Take this yarn for example. No matter how it looks on your screen, in real life it's a rich, clear red without the slightest hint of brown or orange, something that's extraordinarily difficult to find.
It's been in the stash for years. I bought it at a deeply discounted price because it was the only skein, the label was missing and no one knew much about it. Theoretically it's a mix of wool and cotton, but if that's true, it contains far more cotton than wool (my guess: 90% cotton, 10% wool).
Now for the true confessions: I've spent countless hours trying to find a use for this single skein of bargain-buy yarn. If we ran a cost-benefit analysis on this particular investment, the numbers would be deplorable.
I thought it would be the ideal contrast to some lovely blue gray Cotton Fleece, which was slated for another reversible Breidan afghan. The colors were perfect together, but there just wasn't enough red yarn to make it work the way I'd envisioned.
The strip was frogged, and the yarn was rewound.
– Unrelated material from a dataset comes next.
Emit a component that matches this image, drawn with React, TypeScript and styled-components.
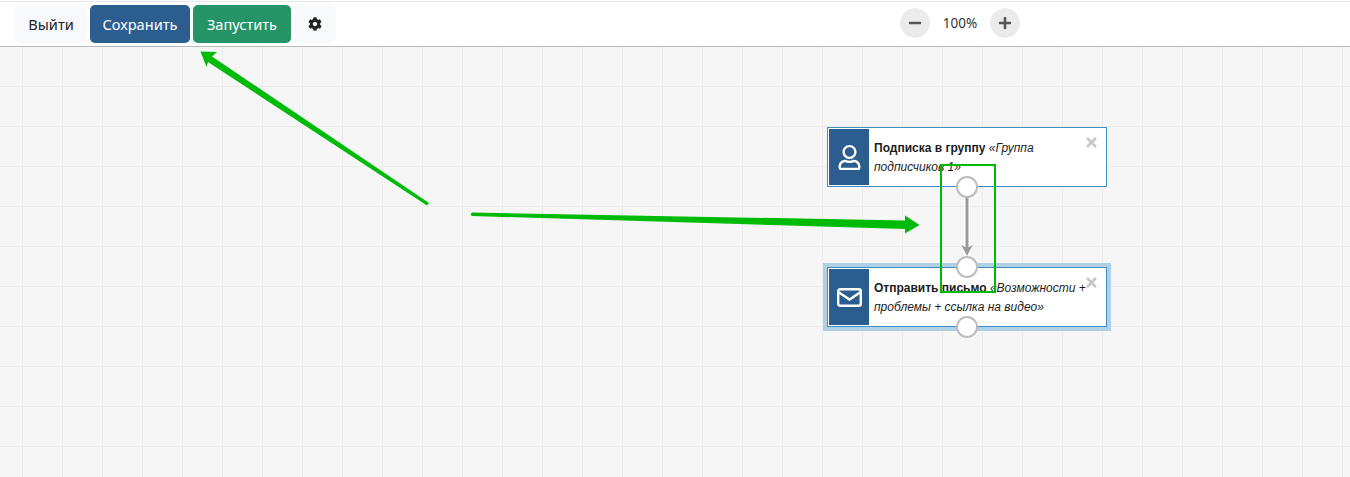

Because it looked lovely in the cable rib stitch, I reknit it into a Last-Minute Cowl. I was so sure this would work, I used small bits of the one precious skein for accent stripes on my Last-Minute Mitts. The goal was to create a mix-and-match set consisting of the red neckwarmer and complementary fingerless mitts. As beautiful as this yarn is, it simply wasn't soft enough to snuggle around my neck on a cold winter day.
The mitts are worn regularly, but the neckwarmer was frogged.
So here we are. The yarn has been reknit yet again. Theoretically it's destined to become part of another Drumlin afghan featuring the reversible fluted ridge stitch. The last version featured gem tones, but if all goes as planned, this one will emphasize neutrals with a slim strip of red for a pop of color.
My rational knitter's head remains skeptical. Meanwhile, my delusional knitter's heart says ... maybe this time.